-- DATA LINES --

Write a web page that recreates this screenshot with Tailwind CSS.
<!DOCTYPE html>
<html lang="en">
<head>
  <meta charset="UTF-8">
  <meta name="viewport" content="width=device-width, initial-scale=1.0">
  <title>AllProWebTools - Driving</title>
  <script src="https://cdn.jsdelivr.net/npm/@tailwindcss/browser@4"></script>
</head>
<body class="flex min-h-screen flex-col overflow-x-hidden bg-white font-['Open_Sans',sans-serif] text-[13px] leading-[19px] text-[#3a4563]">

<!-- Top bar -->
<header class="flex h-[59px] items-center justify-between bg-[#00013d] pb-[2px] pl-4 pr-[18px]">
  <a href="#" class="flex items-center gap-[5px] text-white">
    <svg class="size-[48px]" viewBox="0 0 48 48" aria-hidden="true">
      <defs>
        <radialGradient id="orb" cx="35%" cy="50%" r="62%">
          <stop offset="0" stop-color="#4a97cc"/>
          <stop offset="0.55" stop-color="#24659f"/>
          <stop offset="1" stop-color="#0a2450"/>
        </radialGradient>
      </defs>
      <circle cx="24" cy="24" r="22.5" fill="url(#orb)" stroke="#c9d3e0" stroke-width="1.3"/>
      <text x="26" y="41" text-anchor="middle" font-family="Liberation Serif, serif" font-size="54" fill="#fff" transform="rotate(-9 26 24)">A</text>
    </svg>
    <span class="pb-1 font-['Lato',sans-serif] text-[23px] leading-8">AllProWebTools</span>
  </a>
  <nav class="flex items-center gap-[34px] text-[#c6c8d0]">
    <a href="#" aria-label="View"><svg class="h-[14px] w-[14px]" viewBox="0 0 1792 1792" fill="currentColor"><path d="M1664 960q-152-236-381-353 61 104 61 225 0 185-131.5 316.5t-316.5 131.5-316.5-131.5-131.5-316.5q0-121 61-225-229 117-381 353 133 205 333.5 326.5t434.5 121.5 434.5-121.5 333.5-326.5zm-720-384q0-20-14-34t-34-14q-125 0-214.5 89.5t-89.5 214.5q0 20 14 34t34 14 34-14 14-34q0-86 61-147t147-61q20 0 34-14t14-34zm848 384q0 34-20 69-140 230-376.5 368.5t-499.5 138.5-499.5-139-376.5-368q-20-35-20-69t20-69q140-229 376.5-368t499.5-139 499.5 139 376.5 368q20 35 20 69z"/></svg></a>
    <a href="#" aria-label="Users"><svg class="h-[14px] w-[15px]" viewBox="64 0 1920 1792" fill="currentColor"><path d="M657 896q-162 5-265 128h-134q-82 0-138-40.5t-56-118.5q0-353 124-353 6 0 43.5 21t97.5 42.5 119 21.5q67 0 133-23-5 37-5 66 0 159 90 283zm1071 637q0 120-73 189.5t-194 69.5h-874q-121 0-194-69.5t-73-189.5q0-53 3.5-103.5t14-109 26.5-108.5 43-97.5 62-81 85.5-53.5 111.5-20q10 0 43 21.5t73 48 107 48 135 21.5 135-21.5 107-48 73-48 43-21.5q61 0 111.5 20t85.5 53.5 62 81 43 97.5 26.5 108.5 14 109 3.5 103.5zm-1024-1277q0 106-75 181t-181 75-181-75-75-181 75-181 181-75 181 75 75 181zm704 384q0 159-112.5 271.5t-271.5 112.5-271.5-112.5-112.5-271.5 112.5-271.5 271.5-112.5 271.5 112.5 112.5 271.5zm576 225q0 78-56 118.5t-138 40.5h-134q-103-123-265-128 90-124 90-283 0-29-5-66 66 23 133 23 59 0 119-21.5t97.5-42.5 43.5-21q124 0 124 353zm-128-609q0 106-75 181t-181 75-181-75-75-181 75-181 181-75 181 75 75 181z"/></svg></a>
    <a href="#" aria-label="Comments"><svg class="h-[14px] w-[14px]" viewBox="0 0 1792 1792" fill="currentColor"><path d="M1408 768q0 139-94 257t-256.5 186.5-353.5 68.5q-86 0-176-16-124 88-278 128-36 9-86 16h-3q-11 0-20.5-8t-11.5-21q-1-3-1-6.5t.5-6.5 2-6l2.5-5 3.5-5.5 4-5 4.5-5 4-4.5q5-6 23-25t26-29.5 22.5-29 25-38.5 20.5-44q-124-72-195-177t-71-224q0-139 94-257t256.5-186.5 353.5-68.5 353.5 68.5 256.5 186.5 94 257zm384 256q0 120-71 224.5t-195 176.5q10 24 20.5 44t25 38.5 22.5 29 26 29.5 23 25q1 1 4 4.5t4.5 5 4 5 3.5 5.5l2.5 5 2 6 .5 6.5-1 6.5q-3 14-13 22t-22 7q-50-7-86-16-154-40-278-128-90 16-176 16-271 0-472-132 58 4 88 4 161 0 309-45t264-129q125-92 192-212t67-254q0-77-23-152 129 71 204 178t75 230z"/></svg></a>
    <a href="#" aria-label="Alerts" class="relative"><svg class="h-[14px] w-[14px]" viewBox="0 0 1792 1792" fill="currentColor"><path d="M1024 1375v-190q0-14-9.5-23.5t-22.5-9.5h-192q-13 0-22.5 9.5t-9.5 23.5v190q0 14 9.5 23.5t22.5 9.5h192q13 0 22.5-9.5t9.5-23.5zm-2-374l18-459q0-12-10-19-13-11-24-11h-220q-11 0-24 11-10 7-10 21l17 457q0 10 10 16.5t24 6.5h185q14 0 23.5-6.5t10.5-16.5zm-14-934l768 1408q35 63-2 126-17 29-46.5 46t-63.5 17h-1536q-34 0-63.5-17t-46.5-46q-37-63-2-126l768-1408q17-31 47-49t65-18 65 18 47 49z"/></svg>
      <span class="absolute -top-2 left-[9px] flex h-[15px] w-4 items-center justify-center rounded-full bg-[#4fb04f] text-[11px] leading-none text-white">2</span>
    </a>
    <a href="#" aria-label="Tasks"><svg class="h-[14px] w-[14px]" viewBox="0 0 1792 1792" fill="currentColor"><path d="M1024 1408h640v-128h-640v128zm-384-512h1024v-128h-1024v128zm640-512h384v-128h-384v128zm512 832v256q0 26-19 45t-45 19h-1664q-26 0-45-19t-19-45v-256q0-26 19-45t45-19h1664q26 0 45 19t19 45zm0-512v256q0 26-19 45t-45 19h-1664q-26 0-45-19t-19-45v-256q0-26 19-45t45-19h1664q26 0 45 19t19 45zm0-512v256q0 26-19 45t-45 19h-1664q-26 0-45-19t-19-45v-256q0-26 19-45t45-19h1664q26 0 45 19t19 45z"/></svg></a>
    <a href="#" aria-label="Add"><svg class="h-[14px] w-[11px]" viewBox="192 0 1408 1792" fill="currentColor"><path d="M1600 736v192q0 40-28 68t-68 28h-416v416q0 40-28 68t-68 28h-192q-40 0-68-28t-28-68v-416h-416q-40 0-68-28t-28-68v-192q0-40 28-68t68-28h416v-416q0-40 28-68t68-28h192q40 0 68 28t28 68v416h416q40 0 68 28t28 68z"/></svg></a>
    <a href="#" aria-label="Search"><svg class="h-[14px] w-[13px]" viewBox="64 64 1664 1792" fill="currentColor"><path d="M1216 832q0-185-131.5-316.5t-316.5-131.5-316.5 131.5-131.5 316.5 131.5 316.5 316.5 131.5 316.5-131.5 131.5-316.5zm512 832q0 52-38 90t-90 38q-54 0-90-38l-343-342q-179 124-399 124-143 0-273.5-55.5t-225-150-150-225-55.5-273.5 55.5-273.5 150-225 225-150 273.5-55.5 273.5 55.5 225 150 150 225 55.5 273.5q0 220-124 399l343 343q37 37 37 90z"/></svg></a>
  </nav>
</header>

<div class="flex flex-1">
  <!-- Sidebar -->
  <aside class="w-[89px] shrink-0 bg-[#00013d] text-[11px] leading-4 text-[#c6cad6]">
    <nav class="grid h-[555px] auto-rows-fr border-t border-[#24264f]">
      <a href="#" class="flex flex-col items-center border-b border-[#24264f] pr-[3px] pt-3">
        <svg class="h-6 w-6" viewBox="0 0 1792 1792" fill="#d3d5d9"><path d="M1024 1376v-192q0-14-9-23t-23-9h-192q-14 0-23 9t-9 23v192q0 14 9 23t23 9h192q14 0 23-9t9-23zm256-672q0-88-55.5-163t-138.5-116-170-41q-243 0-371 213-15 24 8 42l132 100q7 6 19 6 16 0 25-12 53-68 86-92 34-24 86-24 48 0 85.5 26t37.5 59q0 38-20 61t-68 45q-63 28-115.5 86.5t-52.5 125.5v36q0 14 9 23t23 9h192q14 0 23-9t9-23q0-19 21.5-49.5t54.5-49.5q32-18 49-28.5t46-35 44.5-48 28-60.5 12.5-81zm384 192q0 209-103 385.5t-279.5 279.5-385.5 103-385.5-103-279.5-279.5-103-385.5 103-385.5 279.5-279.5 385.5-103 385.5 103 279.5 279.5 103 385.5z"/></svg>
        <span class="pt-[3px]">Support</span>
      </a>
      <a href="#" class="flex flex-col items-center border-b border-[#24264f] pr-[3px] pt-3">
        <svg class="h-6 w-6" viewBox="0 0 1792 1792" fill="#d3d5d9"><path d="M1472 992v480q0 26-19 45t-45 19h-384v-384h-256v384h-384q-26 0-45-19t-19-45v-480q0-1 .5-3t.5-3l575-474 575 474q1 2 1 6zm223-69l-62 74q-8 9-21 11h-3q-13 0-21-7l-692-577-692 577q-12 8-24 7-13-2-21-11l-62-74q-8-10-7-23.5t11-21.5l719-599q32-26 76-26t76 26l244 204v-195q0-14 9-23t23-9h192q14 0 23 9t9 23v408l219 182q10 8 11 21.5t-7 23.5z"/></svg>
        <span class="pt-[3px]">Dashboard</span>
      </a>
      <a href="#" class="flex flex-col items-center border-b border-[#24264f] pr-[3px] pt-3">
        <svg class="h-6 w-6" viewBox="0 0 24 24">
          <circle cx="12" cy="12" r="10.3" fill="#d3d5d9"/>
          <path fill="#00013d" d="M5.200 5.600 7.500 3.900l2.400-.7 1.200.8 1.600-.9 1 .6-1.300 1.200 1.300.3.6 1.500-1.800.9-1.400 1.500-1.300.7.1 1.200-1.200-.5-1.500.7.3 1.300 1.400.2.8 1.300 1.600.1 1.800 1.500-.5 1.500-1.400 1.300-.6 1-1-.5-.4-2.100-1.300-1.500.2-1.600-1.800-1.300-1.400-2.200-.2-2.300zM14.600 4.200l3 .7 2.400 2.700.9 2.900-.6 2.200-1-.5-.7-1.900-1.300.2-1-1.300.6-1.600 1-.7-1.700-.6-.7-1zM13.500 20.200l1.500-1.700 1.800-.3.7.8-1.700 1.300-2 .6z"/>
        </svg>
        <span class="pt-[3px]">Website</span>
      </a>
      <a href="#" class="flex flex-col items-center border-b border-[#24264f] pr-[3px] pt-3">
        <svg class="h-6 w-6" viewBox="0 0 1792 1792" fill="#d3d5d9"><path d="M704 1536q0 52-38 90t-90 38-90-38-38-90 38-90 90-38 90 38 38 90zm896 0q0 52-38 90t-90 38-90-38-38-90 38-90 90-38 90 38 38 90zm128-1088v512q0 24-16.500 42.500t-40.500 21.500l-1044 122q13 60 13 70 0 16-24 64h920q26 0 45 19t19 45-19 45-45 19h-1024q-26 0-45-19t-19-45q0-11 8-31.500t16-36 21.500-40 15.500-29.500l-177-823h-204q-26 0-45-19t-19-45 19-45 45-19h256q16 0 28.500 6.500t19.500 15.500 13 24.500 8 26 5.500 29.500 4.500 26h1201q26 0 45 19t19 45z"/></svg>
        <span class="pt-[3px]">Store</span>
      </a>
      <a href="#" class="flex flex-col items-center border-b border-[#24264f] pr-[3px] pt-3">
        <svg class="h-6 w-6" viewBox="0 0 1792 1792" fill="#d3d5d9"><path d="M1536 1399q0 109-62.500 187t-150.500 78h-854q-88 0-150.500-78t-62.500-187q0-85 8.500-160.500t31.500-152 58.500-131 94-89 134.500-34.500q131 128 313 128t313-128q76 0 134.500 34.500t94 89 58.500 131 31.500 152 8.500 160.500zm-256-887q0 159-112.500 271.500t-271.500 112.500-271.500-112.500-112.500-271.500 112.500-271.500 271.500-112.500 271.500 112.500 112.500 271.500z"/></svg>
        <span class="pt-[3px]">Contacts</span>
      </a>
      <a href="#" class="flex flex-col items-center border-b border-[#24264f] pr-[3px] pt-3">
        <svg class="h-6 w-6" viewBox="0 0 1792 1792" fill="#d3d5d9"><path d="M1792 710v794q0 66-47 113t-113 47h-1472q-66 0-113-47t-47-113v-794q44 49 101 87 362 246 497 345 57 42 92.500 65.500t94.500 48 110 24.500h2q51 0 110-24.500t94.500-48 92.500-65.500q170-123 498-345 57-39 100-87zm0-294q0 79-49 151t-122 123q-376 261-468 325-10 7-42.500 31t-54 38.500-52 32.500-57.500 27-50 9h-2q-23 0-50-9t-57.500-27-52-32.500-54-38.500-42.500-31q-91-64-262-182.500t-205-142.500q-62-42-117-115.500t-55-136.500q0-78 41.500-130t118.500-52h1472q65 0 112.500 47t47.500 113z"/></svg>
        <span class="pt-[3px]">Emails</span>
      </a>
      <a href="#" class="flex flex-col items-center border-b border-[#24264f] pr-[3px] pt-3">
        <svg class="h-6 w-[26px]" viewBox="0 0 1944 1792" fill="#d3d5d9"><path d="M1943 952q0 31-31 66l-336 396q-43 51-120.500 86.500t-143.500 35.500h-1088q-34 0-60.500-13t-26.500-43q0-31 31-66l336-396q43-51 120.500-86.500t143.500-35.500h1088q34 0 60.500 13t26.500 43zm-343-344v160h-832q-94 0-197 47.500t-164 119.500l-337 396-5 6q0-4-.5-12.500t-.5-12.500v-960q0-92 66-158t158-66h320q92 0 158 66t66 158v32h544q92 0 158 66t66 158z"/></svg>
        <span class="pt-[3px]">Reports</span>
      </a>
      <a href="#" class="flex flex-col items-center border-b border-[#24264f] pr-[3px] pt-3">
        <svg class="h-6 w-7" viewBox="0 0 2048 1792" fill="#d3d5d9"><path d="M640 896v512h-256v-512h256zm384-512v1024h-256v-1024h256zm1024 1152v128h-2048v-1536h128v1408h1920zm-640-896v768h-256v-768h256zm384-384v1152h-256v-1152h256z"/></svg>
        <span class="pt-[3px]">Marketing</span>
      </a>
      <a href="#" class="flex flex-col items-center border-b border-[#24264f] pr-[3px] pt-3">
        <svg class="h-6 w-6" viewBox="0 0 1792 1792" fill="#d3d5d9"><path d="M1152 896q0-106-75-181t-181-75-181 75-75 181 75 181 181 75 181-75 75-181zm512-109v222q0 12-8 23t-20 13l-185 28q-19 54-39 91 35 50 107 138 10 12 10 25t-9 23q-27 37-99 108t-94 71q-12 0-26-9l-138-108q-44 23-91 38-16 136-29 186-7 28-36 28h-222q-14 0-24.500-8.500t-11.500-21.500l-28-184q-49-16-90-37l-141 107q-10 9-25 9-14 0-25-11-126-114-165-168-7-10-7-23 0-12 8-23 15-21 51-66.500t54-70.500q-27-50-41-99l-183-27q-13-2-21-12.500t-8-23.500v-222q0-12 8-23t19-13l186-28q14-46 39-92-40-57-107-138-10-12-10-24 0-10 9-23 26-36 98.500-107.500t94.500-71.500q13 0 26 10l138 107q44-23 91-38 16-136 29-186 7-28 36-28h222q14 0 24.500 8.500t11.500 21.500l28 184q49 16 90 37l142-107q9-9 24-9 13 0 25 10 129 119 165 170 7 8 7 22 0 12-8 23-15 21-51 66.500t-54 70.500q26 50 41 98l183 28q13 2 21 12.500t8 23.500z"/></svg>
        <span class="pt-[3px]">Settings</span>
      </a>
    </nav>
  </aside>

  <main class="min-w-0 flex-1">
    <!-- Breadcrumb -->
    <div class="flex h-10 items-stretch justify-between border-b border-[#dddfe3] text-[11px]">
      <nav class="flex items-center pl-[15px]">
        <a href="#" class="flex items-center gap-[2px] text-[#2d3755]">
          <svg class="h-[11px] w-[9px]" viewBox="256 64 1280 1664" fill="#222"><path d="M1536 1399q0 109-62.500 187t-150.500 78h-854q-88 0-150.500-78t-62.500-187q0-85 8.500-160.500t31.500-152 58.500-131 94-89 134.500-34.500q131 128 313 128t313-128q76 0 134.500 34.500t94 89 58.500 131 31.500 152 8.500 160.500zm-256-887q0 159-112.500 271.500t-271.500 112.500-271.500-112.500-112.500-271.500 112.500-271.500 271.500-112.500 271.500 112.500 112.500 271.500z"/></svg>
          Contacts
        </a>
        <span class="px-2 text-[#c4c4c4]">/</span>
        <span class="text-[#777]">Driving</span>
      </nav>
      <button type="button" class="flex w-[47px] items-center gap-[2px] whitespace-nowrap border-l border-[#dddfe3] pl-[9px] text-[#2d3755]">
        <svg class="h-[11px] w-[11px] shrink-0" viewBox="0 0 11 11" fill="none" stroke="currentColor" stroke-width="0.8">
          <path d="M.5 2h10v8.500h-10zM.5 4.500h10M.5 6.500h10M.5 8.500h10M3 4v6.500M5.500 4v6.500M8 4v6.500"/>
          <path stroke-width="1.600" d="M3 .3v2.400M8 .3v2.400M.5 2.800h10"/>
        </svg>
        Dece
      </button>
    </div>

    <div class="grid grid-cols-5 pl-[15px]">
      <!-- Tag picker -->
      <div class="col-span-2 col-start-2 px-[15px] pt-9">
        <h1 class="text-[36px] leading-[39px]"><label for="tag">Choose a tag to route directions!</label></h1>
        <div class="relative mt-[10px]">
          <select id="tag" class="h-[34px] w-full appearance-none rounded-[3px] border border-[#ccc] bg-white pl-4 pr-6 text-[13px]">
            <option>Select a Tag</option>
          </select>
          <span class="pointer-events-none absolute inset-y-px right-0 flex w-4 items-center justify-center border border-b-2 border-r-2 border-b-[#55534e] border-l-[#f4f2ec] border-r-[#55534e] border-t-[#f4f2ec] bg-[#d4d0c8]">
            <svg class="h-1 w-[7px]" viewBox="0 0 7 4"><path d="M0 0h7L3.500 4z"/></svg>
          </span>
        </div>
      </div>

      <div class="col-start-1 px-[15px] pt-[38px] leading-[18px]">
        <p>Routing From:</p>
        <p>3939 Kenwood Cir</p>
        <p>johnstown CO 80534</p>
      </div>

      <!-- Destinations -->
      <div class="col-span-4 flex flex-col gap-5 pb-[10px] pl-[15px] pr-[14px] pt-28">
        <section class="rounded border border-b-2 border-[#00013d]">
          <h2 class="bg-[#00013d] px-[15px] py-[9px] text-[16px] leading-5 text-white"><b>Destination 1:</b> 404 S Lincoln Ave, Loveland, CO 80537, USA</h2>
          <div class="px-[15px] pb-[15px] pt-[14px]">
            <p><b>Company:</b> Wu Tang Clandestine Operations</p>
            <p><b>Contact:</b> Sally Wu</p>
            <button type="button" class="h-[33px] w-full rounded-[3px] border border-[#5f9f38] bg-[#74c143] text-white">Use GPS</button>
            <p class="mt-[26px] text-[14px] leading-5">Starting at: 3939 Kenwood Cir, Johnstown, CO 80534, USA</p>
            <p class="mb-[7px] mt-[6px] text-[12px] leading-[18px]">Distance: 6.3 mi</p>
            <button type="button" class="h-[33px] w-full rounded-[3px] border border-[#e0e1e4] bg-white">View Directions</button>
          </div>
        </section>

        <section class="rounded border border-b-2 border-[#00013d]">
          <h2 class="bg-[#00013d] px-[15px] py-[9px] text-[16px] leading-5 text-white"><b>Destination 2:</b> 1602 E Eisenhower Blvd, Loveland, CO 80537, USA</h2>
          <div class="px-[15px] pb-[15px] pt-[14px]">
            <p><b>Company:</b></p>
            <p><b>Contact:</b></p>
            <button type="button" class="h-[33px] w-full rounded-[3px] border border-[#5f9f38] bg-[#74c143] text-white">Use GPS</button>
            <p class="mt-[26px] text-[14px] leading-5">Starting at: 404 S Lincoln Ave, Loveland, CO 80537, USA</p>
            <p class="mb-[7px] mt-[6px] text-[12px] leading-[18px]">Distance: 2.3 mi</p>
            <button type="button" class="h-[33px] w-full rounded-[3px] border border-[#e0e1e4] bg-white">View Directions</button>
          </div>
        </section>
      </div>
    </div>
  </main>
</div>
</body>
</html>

-- TO BE DONE --
Return the lines above precisely as they appear, beginning at the first line and ending at the line with "min-h-screen flex-col overflow-x-hidden", and nothing after it.

-- RESULT OF THIS TASK --
Write a web page that recreates this screenshot with Tailwind CSS.
<!DOCTYPE html>
<html lang="en">
<head>
  <meta charset="UTF-8">
  <meta name="viewport" content="width=device-width, initial-scale=1.0">
  <title>AllProWebTools - Driving</title>
  <script src="https://cdn.jsdelivr.net/npm/@tailwindcss/browser@4"></script>
</head>
<body class="flex min-h-screen flex-col overflow-x-hidden bg-white font-['Open_Sans',sans-serif] text-[13px] leading-[19px] text-[#3a4563]">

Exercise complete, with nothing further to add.